Il est pourtant possible de faire autrement, la concertation sociale européenne a produit des accords intéressants par le passé, même si elle se trouve aujourd’hui dans la même impasse que l’ensemble du projet social européen. Nous continuons cependant à nous y investir. Et si la négociation interprofessionnelle manque d’épaisseur, nous tentons de faire au mieux dans le dialogue sectoriel au niveau européen. Nous travaillons à des accords européens concernant les entreprises et institutions transnationales, avec un cadre juridique adapté.
Nous devons d’ailleurs nous efforcer de donner l’exemple au niveau belge.
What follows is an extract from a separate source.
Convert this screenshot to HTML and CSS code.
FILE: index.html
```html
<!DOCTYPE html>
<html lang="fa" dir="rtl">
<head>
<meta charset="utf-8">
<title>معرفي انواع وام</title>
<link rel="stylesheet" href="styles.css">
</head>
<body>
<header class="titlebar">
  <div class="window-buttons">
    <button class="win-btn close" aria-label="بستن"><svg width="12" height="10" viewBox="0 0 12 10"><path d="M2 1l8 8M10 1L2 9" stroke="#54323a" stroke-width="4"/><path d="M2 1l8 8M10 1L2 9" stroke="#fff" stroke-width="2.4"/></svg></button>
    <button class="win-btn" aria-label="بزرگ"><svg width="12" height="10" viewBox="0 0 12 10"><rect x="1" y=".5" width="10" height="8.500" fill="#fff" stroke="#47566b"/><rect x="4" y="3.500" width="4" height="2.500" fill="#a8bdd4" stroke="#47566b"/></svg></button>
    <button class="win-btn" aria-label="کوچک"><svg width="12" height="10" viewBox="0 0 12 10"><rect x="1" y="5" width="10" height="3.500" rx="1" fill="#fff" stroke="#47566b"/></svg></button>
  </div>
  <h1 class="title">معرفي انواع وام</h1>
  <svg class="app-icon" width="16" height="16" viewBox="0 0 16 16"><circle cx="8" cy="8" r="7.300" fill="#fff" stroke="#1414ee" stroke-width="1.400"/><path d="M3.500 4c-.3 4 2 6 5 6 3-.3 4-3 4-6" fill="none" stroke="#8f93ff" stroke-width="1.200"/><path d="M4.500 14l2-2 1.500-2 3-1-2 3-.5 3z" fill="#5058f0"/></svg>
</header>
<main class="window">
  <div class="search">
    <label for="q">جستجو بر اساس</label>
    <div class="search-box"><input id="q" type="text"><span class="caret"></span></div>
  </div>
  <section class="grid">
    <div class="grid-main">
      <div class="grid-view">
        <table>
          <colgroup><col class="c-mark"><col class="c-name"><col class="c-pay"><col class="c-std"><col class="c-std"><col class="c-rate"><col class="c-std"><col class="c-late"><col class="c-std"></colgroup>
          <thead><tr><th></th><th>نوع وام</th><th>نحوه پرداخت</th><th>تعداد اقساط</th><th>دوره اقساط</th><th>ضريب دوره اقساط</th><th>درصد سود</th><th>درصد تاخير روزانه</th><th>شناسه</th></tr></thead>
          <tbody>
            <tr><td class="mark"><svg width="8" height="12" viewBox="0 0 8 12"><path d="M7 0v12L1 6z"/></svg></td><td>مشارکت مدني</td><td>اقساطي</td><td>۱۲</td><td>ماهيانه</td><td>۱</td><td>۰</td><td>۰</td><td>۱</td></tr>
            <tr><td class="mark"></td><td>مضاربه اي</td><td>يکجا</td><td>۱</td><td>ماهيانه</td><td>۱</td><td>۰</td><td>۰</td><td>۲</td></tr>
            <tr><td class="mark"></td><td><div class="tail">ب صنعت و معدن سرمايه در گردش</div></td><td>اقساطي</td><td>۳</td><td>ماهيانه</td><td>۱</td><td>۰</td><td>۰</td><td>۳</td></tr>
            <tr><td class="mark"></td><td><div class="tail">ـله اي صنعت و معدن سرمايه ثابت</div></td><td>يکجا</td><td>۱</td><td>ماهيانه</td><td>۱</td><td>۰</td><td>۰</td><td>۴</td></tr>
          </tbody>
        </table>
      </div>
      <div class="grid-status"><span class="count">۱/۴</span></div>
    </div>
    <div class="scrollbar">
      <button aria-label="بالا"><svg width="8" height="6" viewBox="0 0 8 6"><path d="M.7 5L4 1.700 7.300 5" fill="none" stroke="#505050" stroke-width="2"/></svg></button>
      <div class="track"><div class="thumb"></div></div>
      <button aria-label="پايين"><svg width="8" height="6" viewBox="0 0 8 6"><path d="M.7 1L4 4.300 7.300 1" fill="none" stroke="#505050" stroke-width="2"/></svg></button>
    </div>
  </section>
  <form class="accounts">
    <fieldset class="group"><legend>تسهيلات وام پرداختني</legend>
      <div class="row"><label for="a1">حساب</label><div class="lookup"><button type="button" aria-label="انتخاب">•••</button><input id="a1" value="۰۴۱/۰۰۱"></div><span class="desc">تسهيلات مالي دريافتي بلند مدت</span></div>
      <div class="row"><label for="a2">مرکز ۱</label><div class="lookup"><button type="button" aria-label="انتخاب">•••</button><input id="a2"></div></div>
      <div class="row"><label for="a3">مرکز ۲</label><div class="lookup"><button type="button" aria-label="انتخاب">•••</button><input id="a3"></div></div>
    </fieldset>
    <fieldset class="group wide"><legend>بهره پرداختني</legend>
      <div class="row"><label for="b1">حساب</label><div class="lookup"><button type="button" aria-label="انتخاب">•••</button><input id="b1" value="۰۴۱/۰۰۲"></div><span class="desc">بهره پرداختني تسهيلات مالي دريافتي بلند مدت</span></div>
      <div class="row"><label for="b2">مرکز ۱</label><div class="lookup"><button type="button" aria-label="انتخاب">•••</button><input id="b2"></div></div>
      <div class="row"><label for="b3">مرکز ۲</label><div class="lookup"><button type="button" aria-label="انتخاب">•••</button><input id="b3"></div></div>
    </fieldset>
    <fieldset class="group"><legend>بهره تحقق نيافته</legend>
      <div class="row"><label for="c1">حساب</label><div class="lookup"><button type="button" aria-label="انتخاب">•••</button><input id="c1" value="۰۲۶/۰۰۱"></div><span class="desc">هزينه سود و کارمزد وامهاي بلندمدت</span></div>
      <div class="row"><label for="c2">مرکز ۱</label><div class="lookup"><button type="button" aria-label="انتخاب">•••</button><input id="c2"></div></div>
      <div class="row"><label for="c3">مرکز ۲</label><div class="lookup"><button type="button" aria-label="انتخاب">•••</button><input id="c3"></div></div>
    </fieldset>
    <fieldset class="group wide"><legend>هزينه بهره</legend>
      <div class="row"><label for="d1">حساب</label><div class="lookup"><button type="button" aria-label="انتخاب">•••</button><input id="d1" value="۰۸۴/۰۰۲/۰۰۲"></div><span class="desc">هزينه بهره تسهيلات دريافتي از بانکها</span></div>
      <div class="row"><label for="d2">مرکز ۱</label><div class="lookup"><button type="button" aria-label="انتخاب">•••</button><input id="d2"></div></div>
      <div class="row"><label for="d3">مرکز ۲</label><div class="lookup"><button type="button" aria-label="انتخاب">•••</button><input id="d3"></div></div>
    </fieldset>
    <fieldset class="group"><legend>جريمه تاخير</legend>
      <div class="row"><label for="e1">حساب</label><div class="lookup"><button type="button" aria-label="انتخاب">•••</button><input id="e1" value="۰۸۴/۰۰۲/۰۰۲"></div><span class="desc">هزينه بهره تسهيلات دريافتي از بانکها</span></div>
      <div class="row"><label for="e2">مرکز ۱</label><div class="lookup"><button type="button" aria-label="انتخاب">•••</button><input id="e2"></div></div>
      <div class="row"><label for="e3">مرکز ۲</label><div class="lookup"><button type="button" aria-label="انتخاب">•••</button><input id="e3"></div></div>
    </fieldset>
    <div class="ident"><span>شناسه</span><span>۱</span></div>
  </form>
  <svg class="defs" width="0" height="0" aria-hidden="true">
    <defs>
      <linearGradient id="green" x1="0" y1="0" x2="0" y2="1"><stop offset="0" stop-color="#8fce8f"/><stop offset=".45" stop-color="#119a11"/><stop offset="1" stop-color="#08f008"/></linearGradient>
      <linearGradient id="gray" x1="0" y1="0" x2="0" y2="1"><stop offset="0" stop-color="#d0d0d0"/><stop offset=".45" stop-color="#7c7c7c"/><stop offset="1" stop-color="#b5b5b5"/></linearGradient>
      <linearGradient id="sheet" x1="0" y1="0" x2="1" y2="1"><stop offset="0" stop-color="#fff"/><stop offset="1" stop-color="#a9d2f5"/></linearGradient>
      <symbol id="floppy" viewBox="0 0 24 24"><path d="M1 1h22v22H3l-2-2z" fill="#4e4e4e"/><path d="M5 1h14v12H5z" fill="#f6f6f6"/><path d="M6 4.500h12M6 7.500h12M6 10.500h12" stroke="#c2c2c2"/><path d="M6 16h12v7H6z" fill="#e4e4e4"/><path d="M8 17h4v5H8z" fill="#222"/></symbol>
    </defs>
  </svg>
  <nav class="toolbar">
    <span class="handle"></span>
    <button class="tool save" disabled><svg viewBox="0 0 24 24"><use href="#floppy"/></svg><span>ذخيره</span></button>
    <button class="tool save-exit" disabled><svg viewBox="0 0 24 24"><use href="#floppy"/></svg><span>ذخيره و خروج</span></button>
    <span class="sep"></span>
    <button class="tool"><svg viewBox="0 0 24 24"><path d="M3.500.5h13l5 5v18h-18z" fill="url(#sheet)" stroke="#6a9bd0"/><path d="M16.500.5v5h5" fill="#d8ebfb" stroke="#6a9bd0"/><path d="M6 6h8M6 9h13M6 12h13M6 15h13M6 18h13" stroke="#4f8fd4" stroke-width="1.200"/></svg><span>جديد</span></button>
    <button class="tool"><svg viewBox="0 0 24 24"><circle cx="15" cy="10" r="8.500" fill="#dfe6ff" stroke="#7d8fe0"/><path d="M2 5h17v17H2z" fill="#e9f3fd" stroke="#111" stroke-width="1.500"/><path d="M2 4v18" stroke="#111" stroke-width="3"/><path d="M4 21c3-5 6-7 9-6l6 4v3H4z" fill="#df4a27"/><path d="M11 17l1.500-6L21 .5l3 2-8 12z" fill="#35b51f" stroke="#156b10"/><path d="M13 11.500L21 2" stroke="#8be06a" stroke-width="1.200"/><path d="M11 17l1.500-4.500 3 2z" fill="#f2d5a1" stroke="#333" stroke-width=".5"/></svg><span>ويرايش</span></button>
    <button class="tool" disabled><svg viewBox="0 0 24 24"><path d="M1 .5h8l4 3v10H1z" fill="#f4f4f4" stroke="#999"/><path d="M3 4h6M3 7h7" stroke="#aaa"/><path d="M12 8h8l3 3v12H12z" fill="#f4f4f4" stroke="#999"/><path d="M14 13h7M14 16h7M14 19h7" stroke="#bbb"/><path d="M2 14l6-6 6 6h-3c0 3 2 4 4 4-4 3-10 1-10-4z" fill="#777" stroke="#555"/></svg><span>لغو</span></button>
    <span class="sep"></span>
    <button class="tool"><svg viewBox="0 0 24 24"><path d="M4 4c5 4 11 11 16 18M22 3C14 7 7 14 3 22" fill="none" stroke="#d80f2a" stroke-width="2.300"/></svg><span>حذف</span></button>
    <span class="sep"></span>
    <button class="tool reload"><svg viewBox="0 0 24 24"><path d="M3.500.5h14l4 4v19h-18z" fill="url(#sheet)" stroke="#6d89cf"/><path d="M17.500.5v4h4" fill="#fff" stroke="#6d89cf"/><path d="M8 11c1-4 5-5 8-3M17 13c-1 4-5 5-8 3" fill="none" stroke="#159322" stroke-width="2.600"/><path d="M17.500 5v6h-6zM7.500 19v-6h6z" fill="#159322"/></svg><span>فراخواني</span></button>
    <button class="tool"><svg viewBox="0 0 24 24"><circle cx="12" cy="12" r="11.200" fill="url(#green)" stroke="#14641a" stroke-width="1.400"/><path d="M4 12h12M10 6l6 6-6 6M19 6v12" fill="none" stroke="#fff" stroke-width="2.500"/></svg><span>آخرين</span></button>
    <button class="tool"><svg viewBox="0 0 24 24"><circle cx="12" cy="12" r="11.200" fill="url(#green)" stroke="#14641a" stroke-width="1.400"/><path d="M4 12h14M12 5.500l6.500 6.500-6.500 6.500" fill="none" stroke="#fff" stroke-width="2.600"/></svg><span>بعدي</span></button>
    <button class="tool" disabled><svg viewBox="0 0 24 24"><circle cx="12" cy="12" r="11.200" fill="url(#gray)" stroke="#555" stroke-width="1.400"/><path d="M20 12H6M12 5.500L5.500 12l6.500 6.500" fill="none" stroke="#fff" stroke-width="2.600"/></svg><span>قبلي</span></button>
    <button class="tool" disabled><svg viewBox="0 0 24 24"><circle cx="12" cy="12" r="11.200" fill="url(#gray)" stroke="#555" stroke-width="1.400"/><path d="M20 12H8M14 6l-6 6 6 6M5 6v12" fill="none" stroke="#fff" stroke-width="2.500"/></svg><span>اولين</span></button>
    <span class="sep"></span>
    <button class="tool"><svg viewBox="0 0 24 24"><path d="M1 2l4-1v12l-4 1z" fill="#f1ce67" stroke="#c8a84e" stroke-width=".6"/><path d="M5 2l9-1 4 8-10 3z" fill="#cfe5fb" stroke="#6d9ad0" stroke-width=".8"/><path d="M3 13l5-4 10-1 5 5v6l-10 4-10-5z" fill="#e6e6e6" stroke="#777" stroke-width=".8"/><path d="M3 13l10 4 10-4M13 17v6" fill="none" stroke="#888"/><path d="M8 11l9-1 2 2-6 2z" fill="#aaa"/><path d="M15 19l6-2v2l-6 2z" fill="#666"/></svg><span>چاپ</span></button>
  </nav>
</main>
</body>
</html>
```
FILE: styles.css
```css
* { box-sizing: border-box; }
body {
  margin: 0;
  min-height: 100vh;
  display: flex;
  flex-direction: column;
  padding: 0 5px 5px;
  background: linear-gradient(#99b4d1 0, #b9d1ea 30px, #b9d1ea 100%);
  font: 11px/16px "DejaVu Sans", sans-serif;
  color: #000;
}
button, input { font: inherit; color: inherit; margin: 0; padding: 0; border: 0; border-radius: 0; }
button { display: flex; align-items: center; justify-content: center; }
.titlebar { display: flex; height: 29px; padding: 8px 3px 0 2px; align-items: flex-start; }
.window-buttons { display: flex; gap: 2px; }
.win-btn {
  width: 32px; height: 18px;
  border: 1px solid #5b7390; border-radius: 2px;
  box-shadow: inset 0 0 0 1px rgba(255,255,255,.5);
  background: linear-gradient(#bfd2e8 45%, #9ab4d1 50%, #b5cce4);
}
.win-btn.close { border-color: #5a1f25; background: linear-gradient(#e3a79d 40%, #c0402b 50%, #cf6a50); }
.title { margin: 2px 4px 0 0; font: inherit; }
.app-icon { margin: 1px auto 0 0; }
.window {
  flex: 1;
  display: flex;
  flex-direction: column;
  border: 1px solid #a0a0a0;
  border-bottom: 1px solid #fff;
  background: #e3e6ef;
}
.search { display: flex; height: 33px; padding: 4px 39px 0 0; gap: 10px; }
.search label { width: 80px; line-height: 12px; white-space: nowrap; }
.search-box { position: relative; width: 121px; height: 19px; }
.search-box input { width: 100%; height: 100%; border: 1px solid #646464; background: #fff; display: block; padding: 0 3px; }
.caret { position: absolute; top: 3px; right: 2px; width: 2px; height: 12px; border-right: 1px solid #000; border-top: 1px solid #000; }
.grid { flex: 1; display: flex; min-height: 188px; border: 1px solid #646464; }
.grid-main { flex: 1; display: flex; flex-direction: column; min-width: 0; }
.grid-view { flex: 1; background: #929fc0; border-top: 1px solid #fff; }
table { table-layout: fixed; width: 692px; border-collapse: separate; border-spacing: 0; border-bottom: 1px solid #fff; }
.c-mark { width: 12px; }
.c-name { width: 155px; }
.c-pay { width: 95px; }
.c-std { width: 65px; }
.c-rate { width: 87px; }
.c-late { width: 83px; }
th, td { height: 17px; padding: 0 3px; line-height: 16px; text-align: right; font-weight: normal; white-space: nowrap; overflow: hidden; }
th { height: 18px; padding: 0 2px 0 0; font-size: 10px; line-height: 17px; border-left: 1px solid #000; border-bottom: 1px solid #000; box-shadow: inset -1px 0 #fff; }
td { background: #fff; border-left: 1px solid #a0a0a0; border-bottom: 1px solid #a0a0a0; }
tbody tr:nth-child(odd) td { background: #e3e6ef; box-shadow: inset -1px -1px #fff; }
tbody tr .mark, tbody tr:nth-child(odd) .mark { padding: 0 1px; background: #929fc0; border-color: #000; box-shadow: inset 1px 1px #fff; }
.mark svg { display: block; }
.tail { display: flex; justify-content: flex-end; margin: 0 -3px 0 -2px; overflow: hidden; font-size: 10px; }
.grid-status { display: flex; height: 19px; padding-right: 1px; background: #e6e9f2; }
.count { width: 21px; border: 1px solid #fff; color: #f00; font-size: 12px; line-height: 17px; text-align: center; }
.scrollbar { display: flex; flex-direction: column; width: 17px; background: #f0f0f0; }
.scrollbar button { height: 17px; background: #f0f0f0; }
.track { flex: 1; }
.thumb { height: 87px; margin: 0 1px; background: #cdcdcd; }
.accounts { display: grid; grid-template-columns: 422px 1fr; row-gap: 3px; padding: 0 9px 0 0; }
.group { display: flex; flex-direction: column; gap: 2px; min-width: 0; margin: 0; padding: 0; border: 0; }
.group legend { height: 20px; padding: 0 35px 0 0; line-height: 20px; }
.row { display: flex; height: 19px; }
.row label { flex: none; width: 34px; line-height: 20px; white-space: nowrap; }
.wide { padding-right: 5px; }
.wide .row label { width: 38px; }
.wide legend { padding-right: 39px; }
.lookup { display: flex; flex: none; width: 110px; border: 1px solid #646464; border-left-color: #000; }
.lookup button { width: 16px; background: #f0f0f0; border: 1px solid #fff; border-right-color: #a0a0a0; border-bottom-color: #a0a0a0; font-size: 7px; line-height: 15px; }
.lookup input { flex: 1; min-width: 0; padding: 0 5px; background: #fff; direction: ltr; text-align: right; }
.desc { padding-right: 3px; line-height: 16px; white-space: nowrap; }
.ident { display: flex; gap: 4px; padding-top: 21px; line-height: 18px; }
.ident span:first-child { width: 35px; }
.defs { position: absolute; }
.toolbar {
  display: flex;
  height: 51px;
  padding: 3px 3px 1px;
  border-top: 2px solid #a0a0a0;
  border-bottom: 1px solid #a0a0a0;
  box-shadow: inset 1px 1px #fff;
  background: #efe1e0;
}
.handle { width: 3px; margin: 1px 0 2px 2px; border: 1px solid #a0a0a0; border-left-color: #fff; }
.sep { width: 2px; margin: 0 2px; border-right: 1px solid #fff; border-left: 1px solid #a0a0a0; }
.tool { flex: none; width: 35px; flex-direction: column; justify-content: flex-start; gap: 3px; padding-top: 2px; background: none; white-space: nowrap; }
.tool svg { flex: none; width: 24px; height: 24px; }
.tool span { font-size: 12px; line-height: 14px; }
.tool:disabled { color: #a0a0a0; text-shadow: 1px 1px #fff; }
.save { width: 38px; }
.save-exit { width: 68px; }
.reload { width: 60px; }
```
Chris Serroyen estime qu’en tant que partenaires sociaux, nous devons ainsi prendre l’initiative de transposer les directives européennes en droit belge (cf. la directive sur les conseils d’entreprise européens et dernièrement les nouvelles règles européennes sur le secteur maritime), dès que cela est possible, et ce, sans ingérence de la part du gouvernement. Cela doit devenir un réflexe. En effet : “Nous faisons mieux ce que nous faisons nous-mêmes”, conclut Chris Serroyen avec conviction, “même si l’État devra bien entendu suivre pour son propre personnel.”